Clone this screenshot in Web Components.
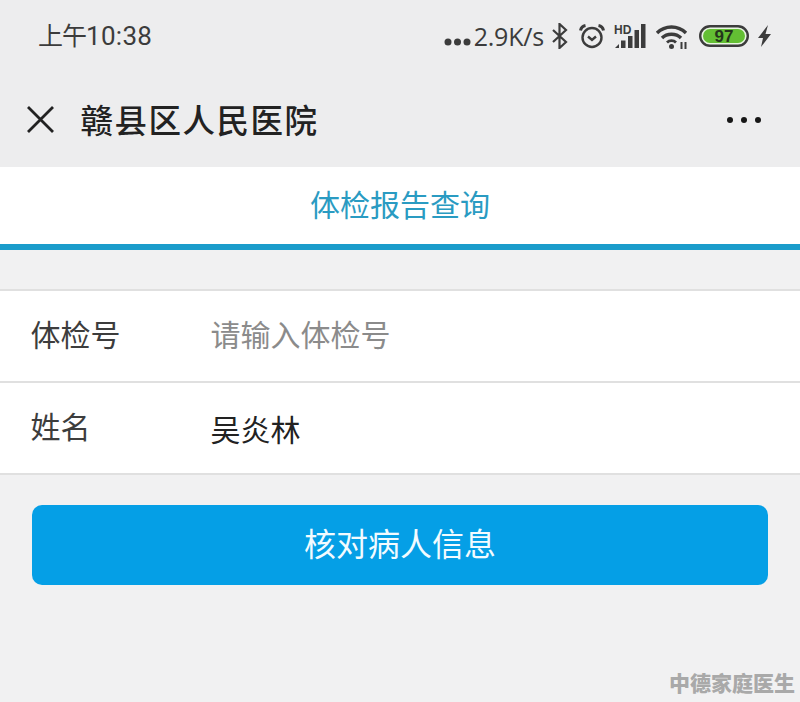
<!DOCTYPE html>
<html lang="zh">
<head>
<meta charset="utf-8">
<title>体检报告查询</title>
<style>
  html, body { margin: 0; padding: 0; }
  body {
    width: 800px;
    height: 702px;
    overflow: hidden;
    background: #f1f1f2;
    font-family: "Noto Sans CJK SC", "Liberation Sans", sans-serif;
  }
</style>
</head>
<body>
<app-header title-text="赣县区人民医院">
  <status-bar time="上午10:38" speed="2.9K/s" battery="97"></status-bar>
</app-header>
<tab-title>体检报告查询</tab-title>
<form-list>
  <form-row label="体检号" placeholder="请输入体检号"></form-row>
  <form-row label="姓名" value="吴炎林"></form-row>
</form-list>
<action-button>核对病人信息</action-button>
<water-mark>中德家庭医生</water-mark>

<script>
class StatusBar extends HTMLElement {
  constructor() {
    super();
    this.attachShadow({ mode: 'open' });
    this.shadowRoot.innerHTML = `
      <style>
        :host {
          display: flex;
          align-items: center;
          height: 72px;
          padding: 0 28px 0 38px;
          color: #3c3c3c;
        }
        .time { font: 400 26px/1 "Roboto", "Noto Sans CJK SC", sans-serif; letter-spacing: .3px; margin-bottom: 2px; }
        .time span { font-family: "Noto Sans CJK SC", sans-serif; font-size: 25px; letter-spacing: -1px; }
        .right { margin-left: auto; display: flex; align-items: center; }
        .speed { font: 400 25px/1 "Open Sans", sans-serif; letter-spacing: -.2px; margin: 0 8px 0 3px; }
        svg { display: block; flex: none; }
      </style>
      <div class="time"><span>上午</span>10:38</div>
      <div class="right">
        <svg width="27" height="8" viewBox="0 0 27 8" style="margin-top:11px"><g fill="#3c3c3c"><circle cx="4" cy="4" r="3.5"/><circle cx="13.5" cy="4" r="3.5"/><circle cx="23" cy="4" r="3.5"/></g></svg>
        <span class="speed">${this.getAttribute('speed')}</span>
        <svg width="16" height="26" viewBox="0 0 16 26" fill="none" stroke="#3c3c3c" stroke-width="2.200"><path d="M1 7l13 12-6.500 6V1L14 7 1 19"/></svg>
        <svg width="26" height="26" viewBox="0 0 26 26" fill="none" stroke="#3c3c3c" stroke-width="2.400" style="margin-left:11px"><circle cx="13" cy="14.500" r="9.500"/><path d="M9 13.500l4 3.500 4-3.500"/><path d="M1.500 7.500C2 5 4 3 6.500 2.500M24.500 7.500C24 5 22 3 19.500 2.500" stroke-width="3"/></svg>
        <svg width="32" height="26" viewBox="0 0 32 26" style="margin-left:9px"><g fill="#3c3c3c"><path d="M1 25l4-4v4z"/><rect x="7" y="17.500" width="4.500" height="7.500"/><rect x="14" y="13" width="4.500" height="12"/><rect x="20.500" y="7" width="4.500" height="18"/><rect x="27" y="1" width="4.500" height="24"/></g><text x="0" y="11" font-family="Liberation Sans, sans-serif" font-size="12" font-weight="700" fill="#3c3c3c">HD</text></svg>
        <svg width="34" height="26" viewBox="0 0 34 26" fill="none" stroke="#3c3c3c" stroke-width="3.400" style="margin-left:9px"><path d="M2 10C10 2 23 2 31 10"/><path d="M7 15c5-5 14-5 19 0"/><path d="M12 19.500c2.500-2.500 6.500-2.500 9 0" stroke-width="2.800"/><circle cx="16.500" cy="23.500" r="2.500" fill="#3c3c3c" stroke="none"/><path d="M26.500 19v7M30.500 19v7" stroke-width="2"/></svg>
        <svg width="50" height="22" viewBox="0 0 50 22" style="margin-left:10px"><rect x="1.200" y="1.200" width="47.600" height="19.600" rx="9.800" fill="#e9f5e2" stroke="#3c3c3c" stroke-width="2.400"/><rect x="4" y="4" width="42" height="14" rx="7" fill="#63bf33"/><text x="25" y="17" text-anchor="middle" font-family="Liberation Sans, sans-serif" font-size="17" font-weight="700" fill="#24351c">${this.getAttribute('battery')}</text></svg>
        <svg width="15" height="22" viewBox="0 0 15 22" style="margin-left:8px"><path d="M11 0L1 13h5L4 22 14 9H8.500z" fill="#3c3c3c"/></svg>
      </div>
    `;
  }
}
customElements.define('status-bar', StatusBar);

class AppHeader extends HTMLElement {
  constructor() {
    super();
    this.attachShadow({ mode: 'open' });
    this.shadowRoot.innerHTML = `
      <style>
        :host { display: block; background: #ededee; height: 167px; }
        .nav {
          display: flex;
          align-items: center;
          height: 95px;
          padding: 0 39px 0 26px;
          box-sizing: border-box;
        }
        h1 {
          margin: 0 0 0 25.500px;
          font: 500 32.500px/1 "Noto Sans CJK SC", sans-serif;
          letter-spacing: 1.500px;
          color: #222;
        }
        .more { margin-left: auto; }
        svg { display: block; }
      </style>
      <slot></slot>
      <div class="nav">
        <svg width="29" height="29" viewBox="0 0 29 29" fill="none" stroke="#222" stroke-width="2.800"><path d="M2 2l25 25M27 2L2 27"/></svg>
        <h1>${this.getAttribute('title-text')}</h1>
        <svg class="more" width="34" height="6" viewBox="0 0 34 6"><g fill="#161616"><circle cx="3" cy="3" r="3"/><circle cx="17" cy="3" r="3"/><circle cx="31" cy="3" r="3"/></g></svg>
      </div>
    `;
  }
}
customElements.define('app-header', AppHeader);

class TabTitle extends HTMLElement {
  constructor() {
    super();
    this.attachShadow({ mode: 'open' });
    this.shadowRoot.innerHTML = `
      <style>
        :host {
          display: flex;
          align-items: center;
          justify-content: center;
          box-sizing: border-box;
          height: 83px;
          padding-bottom: 6px;
          background: #fff;
          border-bottom: 6px solid #1a9ccb;
          color: #2a9bc2;
          font: 400 30px/1 "Noto Sans CJK SC", sans-serif;
        }
      </style>
      <slot></slot>
    `;
  }
}
customElements.define('tab-title', TabTitle);

class FormList extends HTMLElement {
  constructor() {
    super();
    this.attachShadow({ mode: 'open' });
    this.shadowRoot.innerHTML = `
      <style>
        :host {
          display: block;
          margin-top: 39px;
          background: #fff;
          border-top: 2px solid #e0e0e0;
          border-bottom: 2px solid #e0e0e0;
        }
        ::slotted(form-row:not(:first-child)) { border-top: 2px solid #e0e0e0; }
      </style>
      <slot></slot>
    `;
  }
}
customElements.define('form-list', FormList);

class FormRow extends HTMLElement {
  constructor() {
    super();
    this.attachShadow({ mode: 'open' });
    const value = this.getAttribute('value');
    const hint = this.getAttribute('placeholder');
    this.shadowRoot.innerHTML = `
      <style>
        :host {
          display: flex;
          align-items: center;
          box-sizing: content-box;
          height: 84px;
          padding: 0 0 6px 30.500px;
          font: 400 30px/1 "Noto Sans CJK SC", sans-serif;
        }
        .label { width: 180px; color: #3d3d3d; }
        .value { color: #222; margin-top: 6px; }
        .hint { color: #8b8b8b; }
      </style>
      <div class="label">${this.getAttribute('label')}</div>
      ${value ? `<div class="value">${value}</div>` : `<div class="hint">${hint}</div>`}
    `;
  }
}
customElements.define('form-row', FormRow);

class ActionButton extends HTMLElement {
  constructor() {
    super();
    this.attachShadow({ mode: 'open' });
    this.shadowRoot.innerHTML = `
      <style>
        :host {
          display: flex;
          align-items: center;
          justify-content: center;
          box-sizing: border-box;
          height: 80px;
          padding-bottom: 6px;
          margin: 30px 32px 0;
          border-radius: 10px;
          background: #059fe6;
          color: #f2fbff;
          font: 400 32px/1 "Noto Sans CJK SC", sans-serif;
        }
      </style>
      <slot></slot>
    `;
  }
}
customElements.define('action-button', ActionButton);

class WaterMark extends HTMLElement {
  constructor() {
    super();
    this.attachShadow({ mode: 'open' });
    this.shadowRoot.innerHTML = `
      <style>
        :host {
          position: absolute;
          right: 5px;
          bottom: 9px;
          color: #a9a9a9;
          font: 900 21px/1 "Noto Sans CJK SC", sans-serif;
        }
      </style>
      <slot></slot>
    `;
  }
}
customElements.define('water-mark', WaterMark);
</script>
</body>
</html>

* **Problem to solve**
Output exactly the span of lines from the top of the listing through the line holding "<water-mark>中德家庭医生</water-mark>", and leave every picture out.

* **Exercise solution**
Clone this screenshot in Web Components.
<!DOCTYPE html>
<html lang="zh">
<head>
<meta charset="utf-8">
<title>体检报告查询</title>
<style>
  html, body { margin: 0; padding: 0; }
  body {
    width: 800px;
    height: 702px;
    overflow: hidden;
    background: #f1f1f2;
    font-family: "Noto Sans CJK SC", "Liberation Sans", sans-serif;
  }
</style>
</head>
<body>
<app-header title-text="赣县区人民医院">
  <status-bar time="上午10:38" speed="2.9K/s" battery="97"></status-bar>
</app-header>
<tab-title>体检报告查询</tab-title>
<form-list>
  <form-row label="体检号" placeholder="请输入体检号"></form-row>
  <form-row label="姓名" value="吴炎林"></form-row>
</form-list>
<action-button>核对病人信息</action-button>
<water-mark>中德家庭医生</water-mark>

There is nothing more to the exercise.